Exercise prompt:
Without the pictures, print the lines running from the beginning of the material to the line containing "const buttons = ['Add', 'Edit", both ends included.
---------------
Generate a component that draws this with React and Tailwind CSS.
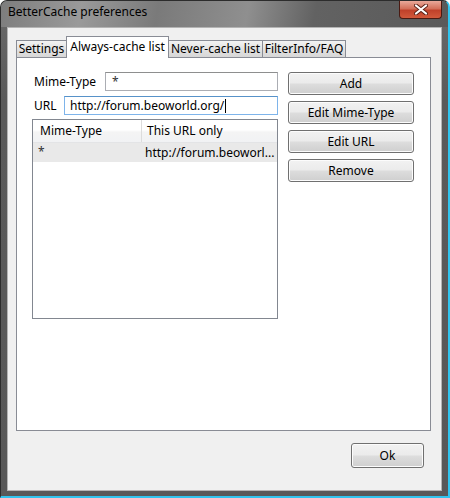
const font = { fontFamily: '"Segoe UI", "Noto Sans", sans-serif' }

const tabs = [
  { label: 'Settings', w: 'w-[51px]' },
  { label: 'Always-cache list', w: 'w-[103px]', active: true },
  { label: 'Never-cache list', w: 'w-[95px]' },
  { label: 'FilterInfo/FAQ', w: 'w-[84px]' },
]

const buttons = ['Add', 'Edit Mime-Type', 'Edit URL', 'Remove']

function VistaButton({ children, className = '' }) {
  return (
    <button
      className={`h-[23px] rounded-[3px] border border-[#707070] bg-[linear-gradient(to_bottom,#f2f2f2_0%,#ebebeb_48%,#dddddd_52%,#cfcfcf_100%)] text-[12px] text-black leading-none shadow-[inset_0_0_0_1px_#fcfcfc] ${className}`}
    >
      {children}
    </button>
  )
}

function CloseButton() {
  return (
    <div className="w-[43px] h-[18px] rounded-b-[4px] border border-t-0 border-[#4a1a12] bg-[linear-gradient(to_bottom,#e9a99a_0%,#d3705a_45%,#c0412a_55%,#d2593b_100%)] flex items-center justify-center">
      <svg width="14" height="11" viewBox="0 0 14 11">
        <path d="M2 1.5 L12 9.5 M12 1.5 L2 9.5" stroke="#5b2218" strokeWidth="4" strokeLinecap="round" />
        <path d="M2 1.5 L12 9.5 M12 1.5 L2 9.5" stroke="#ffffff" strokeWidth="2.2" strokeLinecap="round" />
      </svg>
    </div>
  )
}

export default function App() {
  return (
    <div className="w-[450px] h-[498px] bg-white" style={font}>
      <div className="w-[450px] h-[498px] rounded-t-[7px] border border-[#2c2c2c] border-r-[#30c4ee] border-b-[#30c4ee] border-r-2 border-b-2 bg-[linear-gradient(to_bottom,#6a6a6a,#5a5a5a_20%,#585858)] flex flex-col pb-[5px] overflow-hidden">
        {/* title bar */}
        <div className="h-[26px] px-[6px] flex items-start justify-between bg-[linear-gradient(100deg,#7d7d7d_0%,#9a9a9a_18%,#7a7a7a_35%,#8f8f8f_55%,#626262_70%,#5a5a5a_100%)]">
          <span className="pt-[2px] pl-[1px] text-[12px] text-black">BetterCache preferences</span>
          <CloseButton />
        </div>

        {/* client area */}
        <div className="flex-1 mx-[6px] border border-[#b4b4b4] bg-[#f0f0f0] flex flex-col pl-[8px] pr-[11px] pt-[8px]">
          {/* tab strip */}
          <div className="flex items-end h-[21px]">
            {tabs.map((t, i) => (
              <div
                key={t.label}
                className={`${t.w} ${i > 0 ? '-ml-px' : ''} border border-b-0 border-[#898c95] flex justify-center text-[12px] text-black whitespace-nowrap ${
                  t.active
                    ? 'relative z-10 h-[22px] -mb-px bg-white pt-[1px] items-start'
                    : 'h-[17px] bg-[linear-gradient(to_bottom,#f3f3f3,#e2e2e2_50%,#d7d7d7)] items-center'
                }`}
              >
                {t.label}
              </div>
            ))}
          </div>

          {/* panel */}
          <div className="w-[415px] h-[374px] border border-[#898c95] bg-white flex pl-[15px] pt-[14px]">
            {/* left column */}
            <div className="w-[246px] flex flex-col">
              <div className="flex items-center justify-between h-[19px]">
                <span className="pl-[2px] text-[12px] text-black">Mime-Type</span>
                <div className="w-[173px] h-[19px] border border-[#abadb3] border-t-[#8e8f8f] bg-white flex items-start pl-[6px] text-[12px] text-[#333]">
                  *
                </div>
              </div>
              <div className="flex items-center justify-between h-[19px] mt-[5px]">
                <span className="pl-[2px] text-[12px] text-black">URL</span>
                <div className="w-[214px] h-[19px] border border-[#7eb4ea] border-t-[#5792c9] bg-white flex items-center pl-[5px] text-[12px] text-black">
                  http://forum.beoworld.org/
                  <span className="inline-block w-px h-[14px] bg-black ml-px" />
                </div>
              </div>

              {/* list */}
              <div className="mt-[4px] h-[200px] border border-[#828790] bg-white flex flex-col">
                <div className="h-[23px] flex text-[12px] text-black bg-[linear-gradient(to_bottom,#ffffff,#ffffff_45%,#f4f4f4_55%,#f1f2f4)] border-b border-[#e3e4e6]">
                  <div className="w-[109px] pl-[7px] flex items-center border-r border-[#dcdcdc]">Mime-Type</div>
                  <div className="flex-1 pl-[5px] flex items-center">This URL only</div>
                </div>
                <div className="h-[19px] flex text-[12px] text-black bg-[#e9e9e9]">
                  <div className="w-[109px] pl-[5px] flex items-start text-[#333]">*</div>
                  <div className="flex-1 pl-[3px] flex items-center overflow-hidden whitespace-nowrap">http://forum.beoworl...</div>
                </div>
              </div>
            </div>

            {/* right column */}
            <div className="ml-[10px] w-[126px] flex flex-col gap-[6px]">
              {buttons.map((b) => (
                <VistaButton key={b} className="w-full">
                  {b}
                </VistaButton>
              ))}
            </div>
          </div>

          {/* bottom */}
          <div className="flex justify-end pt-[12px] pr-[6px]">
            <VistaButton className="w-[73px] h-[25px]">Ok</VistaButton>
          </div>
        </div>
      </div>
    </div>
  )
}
---------------
Full solution:
Generate a component that draws this with React and Tailwind CSS.
const font = { fontFamily: '"Segoe UI", "Noto Sans", sans-serif' }

const tabs = [
  { label: 'Settings', w: 'w-[51px]' },
  { label: 'Always-cache list', w: 'w-[103px]', active: true },
  { label: 'Never-cache list', w: 'w-[95px]' },
  { label: 'FilterInfo/FAQ', w: 'w-[84px]' },
]

const buttons = ['Add', 'Edit Mime-Type', 'Edit URL', 'Remove']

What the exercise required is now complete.